Nada hay tan amargo como la desorientación y el desvalimiento que se siente cuando uno ha apostado y ha perdido en este juego del querer y ser querido.
Es algo similar a un vacío, un desgarro interno, una herida profunda en el alma que aunque no acabe matándote, deja una marcada cicatriz.
Una cicatriz parecida a la de cualquier otra herida ordinaria, la diferencia es que esta cicatriz siempre permanecerá sensible supurando al menor roce, al menor afecto.
En este momento donde el abandono me espolea y me urge, tengo mucho miedo. Miedo a despertar, miedo a dormir, miedo a no darme cuenta de nada, miedo a ser feliz como un tonto, miedo a enterarme de todo incluso del dolor que causé, miedo a vivir solo, miedo a morir solo.
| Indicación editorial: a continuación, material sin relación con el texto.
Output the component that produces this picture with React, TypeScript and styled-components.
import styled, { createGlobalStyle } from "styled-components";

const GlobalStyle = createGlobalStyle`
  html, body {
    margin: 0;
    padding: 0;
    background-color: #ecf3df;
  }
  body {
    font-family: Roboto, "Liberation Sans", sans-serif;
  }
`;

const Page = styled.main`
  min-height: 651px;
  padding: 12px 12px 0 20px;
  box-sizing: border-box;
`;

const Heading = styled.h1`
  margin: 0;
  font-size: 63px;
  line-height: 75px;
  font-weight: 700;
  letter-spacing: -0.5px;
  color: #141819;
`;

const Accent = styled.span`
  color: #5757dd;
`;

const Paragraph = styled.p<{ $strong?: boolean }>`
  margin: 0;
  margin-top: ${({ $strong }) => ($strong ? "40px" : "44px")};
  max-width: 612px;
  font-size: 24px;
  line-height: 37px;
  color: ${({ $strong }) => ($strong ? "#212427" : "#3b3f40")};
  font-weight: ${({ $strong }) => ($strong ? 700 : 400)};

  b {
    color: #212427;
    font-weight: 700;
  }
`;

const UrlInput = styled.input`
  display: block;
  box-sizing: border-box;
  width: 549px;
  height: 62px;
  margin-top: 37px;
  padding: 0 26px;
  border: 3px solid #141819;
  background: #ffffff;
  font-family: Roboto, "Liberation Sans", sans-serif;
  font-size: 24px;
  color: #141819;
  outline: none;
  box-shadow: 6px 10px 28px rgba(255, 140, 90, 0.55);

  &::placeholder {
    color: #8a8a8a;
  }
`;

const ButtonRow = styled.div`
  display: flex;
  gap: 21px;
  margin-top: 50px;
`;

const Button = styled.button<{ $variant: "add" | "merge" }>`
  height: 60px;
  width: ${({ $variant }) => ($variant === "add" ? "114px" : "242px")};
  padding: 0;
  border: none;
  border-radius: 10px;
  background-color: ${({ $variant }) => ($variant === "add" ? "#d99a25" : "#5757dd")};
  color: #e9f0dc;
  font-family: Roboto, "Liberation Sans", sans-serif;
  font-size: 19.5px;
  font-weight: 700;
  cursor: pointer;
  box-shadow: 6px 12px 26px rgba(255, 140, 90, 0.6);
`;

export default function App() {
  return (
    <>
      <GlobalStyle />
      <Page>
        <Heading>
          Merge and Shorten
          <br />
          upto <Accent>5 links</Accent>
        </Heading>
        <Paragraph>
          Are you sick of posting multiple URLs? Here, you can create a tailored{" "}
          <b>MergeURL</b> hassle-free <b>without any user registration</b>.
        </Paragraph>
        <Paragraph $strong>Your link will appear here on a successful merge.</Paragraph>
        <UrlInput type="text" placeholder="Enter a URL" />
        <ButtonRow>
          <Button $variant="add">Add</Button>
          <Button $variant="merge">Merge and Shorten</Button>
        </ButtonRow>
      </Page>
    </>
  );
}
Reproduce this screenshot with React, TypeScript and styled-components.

Aún sigo buscando esa esperanza de felicidad por cada uno de los rincones, y solo encuentro recuerdos tan dulces que amargan.
La busco y la busco, pero el tiempo va trayendo la decepción y el desengaño.
Al fin y al cabo, la felicidad no es el estado natural del hombre, es, más bien, un paso indeterminado por aquellas circunstancias que siempre producen escalofríos y vértigo cuando las recuerdas.